-- START OF Data excerpt --
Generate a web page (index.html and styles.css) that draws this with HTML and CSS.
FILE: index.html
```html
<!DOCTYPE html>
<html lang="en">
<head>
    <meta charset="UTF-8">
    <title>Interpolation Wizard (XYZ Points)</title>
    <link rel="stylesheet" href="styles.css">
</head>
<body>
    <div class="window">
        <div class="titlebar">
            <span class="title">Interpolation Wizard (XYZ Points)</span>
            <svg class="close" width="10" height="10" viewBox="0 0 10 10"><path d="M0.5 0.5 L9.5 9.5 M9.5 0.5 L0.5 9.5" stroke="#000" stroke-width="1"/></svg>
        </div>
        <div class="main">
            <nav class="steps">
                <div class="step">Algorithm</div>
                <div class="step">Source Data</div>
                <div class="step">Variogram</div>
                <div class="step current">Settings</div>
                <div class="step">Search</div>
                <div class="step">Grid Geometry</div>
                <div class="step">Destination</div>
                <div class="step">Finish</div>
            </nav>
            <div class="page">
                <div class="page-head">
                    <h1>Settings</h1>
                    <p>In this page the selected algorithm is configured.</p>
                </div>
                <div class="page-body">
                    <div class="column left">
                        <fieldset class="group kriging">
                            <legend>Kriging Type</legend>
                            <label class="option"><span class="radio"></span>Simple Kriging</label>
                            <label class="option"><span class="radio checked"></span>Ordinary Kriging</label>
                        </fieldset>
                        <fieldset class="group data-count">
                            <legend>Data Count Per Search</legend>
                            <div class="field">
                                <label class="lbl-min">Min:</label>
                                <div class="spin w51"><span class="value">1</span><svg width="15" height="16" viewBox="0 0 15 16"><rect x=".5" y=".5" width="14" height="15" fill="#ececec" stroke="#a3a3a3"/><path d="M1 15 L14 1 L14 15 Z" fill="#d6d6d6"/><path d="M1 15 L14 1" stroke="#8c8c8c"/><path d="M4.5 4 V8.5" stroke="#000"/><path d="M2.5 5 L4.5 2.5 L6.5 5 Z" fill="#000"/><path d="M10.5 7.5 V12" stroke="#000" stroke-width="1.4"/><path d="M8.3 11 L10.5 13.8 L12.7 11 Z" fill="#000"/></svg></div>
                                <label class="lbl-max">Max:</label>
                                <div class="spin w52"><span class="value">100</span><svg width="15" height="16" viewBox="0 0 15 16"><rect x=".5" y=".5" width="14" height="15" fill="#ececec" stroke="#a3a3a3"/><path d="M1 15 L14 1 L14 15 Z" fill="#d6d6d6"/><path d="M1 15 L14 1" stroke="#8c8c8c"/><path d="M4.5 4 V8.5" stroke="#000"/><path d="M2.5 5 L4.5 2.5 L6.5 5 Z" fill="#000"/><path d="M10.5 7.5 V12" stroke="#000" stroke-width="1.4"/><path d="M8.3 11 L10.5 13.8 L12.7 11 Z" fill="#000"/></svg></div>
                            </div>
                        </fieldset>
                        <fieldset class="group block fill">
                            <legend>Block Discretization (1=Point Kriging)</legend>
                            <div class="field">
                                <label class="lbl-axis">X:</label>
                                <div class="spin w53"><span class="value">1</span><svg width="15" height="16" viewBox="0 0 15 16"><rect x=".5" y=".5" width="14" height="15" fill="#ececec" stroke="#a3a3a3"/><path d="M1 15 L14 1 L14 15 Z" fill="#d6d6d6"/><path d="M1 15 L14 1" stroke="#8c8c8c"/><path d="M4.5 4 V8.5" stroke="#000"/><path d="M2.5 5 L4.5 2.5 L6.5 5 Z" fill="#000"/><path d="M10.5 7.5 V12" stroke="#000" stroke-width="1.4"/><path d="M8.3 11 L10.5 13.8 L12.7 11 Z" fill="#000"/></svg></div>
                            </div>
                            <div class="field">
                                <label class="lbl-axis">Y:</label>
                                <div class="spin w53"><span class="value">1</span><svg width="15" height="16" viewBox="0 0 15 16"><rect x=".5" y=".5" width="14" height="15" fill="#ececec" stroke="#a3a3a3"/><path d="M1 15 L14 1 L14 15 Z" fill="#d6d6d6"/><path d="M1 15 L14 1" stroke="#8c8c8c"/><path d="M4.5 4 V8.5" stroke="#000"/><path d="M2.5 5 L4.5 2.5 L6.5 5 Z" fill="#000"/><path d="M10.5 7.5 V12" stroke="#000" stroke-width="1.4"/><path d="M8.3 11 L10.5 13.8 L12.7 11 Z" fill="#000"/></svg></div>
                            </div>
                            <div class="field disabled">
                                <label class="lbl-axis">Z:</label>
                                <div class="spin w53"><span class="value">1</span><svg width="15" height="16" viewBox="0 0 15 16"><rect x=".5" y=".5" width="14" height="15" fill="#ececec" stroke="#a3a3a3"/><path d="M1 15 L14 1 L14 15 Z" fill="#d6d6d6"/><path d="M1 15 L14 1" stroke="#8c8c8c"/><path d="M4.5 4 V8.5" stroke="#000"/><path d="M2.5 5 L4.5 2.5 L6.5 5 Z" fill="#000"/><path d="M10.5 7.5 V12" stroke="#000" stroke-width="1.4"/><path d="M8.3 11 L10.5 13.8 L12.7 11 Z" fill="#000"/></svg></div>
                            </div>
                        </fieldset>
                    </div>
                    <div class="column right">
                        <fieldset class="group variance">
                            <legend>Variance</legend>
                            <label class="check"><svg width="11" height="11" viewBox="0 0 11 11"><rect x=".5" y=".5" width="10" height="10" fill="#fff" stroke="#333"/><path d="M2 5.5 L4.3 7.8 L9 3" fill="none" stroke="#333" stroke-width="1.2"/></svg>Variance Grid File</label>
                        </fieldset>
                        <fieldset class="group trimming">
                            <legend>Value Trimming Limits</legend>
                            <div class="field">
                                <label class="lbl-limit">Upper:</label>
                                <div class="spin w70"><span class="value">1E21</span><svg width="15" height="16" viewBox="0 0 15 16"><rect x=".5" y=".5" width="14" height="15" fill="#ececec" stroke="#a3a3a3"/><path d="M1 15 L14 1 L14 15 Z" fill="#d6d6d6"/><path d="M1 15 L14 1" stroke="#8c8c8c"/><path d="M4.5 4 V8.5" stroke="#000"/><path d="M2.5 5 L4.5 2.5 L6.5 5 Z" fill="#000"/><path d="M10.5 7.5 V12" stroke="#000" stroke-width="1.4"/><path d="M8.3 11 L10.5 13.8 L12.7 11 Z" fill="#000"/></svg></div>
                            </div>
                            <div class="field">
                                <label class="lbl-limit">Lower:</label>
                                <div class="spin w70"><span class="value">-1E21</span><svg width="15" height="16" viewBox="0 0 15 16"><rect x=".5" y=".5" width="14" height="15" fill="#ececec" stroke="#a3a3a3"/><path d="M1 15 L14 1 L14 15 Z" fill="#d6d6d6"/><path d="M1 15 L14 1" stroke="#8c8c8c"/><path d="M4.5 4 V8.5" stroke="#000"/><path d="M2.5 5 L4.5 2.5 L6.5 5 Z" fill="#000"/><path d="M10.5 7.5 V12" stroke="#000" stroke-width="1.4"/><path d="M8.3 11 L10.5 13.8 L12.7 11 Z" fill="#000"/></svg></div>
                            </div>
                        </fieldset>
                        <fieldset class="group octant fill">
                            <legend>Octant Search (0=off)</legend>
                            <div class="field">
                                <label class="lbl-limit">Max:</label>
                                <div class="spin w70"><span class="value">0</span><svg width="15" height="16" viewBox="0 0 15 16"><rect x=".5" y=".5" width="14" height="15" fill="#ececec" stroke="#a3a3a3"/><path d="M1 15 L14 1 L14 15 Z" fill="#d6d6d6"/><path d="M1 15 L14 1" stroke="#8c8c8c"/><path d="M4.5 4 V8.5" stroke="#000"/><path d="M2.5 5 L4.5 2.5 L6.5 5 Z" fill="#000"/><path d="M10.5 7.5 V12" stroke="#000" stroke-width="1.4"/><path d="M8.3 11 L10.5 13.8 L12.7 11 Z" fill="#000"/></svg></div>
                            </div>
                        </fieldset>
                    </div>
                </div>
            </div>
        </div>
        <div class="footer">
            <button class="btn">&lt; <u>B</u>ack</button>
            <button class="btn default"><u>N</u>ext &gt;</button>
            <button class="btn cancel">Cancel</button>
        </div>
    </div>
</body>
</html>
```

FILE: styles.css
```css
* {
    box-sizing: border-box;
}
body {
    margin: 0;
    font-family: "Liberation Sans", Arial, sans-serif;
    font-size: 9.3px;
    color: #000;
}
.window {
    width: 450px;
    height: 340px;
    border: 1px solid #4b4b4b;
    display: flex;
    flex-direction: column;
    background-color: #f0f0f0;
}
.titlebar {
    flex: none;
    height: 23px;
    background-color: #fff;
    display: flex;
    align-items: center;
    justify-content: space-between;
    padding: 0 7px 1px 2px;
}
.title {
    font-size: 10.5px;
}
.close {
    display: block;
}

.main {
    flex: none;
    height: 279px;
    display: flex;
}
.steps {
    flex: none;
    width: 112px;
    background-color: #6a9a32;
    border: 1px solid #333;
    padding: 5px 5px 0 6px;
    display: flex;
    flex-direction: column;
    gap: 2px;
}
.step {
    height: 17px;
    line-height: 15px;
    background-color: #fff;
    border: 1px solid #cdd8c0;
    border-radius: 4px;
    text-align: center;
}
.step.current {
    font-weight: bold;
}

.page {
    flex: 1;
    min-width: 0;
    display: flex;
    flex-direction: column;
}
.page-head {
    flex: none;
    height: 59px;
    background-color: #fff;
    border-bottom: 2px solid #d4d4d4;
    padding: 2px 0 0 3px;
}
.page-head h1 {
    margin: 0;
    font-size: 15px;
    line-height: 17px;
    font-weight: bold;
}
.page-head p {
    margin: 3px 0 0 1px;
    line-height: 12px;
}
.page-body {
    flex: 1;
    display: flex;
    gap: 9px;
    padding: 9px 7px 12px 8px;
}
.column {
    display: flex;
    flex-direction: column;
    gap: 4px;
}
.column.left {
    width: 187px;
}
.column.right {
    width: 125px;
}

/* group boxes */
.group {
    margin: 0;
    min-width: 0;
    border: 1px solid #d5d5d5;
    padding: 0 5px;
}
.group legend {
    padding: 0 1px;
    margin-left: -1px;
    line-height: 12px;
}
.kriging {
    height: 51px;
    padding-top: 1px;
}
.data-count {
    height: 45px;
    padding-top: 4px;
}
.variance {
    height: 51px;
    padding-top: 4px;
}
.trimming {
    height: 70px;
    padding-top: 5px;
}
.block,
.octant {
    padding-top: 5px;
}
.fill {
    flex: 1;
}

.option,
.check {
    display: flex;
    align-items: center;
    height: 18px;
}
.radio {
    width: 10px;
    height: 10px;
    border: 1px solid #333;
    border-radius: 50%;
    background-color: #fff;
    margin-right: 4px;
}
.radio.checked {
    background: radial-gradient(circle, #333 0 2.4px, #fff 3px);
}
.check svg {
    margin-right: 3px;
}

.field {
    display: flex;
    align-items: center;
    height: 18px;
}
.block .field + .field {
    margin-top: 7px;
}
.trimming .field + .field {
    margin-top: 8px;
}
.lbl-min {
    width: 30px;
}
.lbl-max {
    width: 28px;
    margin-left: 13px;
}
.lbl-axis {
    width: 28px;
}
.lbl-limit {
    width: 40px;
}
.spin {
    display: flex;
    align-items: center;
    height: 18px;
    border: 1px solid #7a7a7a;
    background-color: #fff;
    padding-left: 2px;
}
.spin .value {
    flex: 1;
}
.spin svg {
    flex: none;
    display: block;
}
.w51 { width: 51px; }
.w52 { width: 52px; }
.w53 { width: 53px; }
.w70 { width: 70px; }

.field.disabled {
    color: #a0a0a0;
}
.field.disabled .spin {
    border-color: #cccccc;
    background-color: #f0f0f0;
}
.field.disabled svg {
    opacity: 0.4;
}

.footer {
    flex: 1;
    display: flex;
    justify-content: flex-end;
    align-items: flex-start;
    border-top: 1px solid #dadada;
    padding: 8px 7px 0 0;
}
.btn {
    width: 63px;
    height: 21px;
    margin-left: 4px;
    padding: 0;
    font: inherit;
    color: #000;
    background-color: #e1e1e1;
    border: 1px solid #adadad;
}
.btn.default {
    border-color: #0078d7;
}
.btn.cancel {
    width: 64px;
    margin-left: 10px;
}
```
-- END OF Data excerpt --
* _Work to complete_
Pick out every line with the string "this" and copy it.

* _Result_
Generate a web page (index.html and styles.css) that draws this with HTML and CSS.
                    <p>In this page the selected algorithm is configured.</p>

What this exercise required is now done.